Material to process ->

++++++

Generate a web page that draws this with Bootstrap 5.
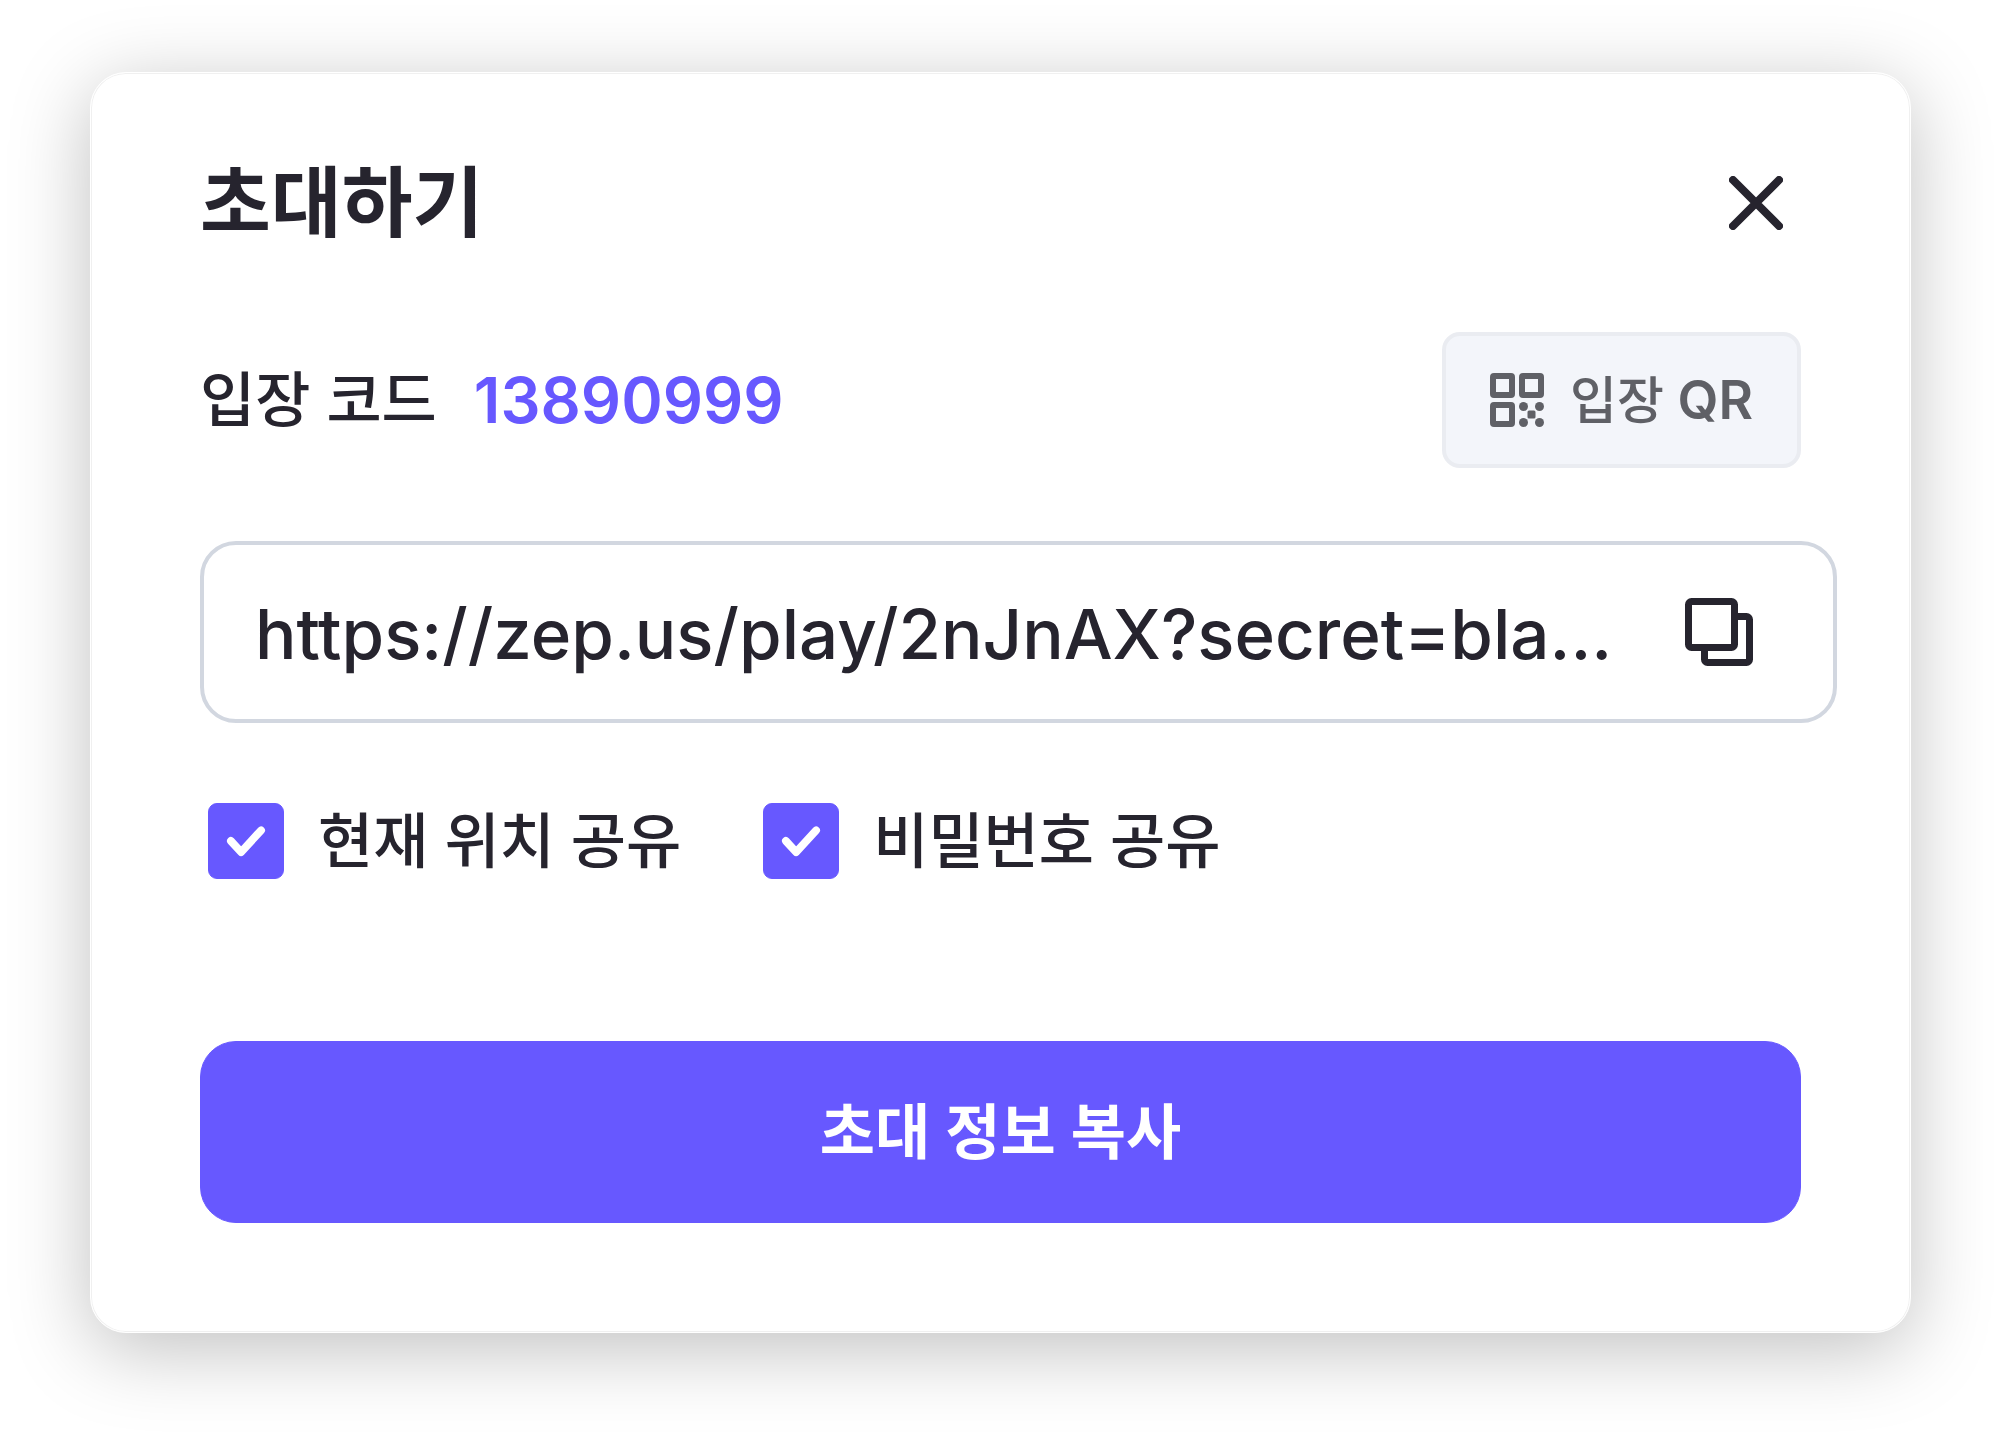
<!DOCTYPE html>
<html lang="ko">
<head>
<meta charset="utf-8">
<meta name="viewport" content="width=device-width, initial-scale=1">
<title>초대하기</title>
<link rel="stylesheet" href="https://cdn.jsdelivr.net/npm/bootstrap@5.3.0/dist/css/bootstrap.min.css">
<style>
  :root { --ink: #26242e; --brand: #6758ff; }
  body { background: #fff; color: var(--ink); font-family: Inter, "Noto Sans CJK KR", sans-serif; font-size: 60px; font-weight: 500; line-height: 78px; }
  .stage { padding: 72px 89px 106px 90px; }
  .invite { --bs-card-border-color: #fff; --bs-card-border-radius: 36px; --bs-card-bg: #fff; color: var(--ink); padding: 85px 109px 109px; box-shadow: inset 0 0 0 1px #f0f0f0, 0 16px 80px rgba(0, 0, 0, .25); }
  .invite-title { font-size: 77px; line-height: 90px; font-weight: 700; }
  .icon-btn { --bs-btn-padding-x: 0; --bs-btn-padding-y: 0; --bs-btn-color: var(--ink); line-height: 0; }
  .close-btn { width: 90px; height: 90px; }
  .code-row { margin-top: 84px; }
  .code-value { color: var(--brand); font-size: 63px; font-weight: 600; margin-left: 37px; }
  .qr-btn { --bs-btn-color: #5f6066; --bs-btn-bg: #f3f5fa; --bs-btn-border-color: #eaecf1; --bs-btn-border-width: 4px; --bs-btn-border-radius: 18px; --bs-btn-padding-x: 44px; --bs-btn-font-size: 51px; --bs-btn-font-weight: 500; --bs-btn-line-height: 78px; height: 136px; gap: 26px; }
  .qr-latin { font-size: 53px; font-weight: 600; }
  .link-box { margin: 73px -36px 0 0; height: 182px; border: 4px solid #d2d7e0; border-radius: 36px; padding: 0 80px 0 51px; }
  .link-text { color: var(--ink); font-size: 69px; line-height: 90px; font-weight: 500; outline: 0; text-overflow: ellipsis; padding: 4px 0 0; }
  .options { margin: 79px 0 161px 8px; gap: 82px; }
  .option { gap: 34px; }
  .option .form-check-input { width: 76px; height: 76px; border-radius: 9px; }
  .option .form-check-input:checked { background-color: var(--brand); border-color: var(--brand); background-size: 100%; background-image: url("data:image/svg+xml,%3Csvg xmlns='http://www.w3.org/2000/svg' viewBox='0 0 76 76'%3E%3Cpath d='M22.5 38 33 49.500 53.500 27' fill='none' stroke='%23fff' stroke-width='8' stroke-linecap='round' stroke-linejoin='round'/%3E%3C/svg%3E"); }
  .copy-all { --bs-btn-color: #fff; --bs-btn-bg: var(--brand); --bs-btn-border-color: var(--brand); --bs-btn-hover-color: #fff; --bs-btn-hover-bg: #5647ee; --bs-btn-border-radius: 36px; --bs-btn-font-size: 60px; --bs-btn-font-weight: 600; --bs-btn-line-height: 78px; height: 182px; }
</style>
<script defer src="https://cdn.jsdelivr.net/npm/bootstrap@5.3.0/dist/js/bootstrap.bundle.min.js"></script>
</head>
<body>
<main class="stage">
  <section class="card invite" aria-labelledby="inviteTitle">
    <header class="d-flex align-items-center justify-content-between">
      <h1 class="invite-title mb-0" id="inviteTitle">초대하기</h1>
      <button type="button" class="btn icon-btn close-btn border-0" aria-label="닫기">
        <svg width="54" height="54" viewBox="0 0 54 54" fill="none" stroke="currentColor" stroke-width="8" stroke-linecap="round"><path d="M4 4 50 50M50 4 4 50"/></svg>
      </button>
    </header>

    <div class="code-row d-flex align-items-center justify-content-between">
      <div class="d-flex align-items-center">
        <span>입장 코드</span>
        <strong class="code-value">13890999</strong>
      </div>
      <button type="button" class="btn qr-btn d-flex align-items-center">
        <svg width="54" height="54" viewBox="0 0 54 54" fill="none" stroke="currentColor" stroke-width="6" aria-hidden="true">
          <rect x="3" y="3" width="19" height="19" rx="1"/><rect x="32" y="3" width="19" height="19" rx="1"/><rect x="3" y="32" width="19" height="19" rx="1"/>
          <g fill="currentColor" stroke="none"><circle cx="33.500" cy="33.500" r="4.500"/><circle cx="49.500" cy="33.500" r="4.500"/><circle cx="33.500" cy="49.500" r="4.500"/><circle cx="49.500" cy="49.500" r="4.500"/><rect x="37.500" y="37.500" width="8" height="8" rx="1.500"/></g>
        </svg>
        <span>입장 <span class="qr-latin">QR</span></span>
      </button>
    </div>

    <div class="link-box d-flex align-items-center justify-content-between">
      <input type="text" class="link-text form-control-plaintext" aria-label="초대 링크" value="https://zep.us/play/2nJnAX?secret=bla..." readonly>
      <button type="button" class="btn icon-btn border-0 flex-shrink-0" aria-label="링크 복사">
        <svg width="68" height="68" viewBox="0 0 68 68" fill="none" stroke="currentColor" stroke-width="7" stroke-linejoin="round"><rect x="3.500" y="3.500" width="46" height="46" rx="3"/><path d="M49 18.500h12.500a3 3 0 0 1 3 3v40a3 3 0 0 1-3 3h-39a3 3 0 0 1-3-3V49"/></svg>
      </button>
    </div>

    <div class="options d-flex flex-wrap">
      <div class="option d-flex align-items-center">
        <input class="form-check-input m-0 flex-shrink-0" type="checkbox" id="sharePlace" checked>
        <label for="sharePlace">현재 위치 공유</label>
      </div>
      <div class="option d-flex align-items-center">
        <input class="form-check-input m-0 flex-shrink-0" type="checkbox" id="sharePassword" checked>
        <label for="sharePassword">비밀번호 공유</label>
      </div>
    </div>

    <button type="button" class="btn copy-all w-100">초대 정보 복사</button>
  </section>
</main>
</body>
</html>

++++++

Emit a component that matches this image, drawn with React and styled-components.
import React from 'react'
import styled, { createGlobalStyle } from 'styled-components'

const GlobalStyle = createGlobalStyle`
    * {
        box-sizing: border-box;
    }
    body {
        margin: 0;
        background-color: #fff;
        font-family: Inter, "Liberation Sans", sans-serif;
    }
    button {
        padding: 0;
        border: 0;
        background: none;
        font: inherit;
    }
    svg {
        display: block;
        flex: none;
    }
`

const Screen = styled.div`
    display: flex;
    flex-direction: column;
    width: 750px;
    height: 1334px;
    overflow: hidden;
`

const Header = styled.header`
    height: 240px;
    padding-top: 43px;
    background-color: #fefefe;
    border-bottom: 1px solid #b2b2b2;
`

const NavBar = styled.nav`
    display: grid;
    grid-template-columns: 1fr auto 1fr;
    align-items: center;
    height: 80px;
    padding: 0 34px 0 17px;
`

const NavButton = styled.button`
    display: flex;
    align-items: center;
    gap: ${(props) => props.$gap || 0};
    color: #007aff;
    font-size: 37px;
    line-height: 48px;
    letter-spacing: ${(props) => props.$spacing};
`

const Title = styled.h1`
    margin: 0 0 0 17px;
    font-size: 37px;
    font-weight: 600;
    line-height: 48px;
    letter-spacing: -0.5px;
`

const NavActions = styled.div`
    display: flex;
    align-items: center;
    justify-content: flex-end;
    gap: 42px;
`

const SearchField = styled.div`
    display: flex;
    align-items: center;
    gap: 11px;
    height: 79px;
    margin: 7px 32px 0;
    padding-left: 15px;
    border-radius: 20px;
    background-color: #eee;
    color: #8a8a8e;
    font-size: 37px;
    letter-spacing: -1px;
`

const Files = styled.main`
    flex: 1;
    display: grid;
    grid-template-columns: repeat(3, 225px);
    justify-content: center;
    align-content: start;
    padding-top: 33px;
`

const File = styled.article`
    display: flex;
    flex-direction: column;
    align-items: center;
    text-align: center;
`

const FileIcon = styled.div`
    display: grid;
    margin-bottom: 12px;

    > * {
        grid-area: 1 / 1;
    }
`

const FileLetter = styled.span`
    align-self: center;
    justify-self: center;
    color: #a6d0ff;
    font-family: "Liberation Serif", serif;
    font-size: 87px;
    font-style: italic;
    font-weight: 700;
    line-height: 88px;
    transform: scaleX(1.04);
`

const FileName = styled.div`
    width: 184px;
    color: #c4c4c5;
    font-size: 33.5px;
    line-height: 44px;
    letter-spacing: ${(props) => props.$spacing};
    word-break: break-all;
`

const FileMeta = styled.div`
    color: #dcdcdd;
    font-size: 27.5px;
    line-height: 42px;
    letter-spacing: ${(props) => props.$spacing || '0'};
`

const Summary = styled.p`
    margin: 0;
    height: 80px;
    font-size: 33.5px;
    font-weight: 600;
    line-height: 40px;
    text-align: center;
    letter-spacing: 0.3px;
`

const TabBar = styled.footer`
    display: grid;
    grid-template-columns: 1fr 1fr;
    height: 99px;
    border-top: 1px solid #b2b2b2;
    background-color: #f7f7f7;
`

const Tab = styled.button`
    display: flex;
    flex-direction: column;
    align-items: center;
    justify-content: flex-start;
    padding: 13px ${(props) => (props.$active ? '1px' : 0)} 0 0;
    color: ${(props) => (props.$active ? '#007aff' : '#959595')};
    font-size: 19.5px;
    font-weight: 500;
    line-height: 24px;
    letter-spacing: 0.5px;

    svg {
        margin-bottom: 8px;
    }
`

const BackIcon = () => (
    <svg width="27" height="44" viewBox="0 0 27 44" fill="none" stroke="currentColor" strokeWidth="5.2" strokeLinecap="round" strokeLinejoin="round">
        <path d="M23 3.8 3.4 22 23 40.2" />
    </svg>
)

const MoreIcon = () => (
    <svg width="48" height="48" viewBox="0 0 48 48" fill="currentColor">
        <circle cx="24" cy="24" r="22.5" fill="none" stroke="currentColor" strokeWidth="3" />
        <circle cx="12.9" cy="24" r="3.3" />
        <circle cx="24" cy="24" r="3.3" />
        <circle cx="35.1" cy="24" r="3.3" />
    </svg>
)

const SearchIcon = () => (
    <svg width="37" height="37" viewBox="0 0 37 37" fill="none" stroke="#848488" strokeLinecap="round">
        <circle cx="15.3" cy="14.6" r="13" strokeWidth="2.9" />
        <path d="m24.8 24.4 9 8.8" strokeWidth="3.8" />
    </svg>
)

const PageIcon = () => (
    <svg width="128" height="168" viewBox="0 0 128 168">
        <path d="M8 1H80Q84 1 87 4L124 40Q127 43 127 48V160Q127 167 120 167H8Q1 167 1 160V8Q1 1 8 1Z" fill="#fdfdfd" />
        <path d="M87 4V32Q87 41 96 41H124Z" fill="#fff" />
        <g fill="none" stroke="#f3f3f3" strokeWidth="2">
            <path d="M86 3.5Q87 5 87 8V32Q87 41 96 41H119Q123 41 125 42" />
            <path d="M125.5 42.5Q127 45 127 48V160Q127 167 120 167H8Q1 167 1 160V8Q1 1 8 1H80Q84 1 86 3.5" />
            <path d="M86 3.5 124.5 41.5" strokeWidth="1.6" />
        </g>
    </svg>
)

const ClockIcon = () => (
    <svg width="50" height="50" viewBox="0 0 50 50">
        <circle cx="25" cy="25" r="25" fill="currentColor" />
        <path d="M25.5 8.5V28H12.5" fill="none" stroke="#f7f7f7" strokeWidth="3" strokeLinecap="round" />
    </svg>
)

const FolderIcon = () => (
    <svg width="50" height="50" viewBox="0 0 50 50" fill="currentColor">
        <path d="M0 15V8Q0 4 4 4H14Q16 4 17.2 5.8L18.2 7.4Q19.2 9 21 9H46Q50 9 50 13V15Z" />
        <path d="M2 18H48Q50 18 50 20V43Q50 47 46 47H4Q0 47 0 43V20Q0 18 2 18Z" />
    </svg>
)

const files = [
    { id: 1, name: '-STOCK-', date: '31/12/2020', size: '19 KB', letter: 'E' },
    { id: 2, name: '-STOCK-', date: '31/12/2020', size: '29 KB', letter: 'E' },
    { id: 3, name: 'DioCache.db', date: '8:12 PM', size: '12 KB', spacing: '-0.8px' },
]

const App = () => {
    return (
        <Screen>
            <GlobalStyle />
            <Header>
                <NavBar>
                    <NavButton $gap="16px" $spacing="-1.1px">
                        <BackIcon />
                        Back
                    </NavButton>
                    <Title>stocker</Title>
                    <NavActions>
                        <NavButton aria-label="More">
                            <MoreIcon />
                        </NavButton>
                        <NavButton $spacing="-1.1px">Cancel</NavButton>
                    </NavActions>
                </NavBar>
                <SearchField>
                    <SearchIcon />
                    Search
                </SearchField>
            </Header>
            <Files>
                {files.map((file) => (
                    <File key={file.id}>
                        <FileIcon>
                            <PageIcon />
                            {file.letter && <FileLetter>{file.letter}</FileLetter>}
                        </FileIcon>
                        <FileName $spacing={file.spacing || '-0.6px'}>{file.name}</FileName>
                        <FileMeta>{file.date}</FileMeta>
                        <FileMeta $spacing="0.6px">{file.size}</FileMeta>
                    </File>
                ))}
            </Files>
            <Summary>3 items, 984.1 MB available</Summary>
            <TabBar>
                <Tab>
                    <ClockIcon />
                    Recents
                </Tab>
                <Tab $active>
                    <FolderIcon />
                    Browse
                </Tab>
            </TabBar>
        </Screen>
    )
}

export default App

++++++

Give only the number of lines above that hold the string "this".

Written solution -> 2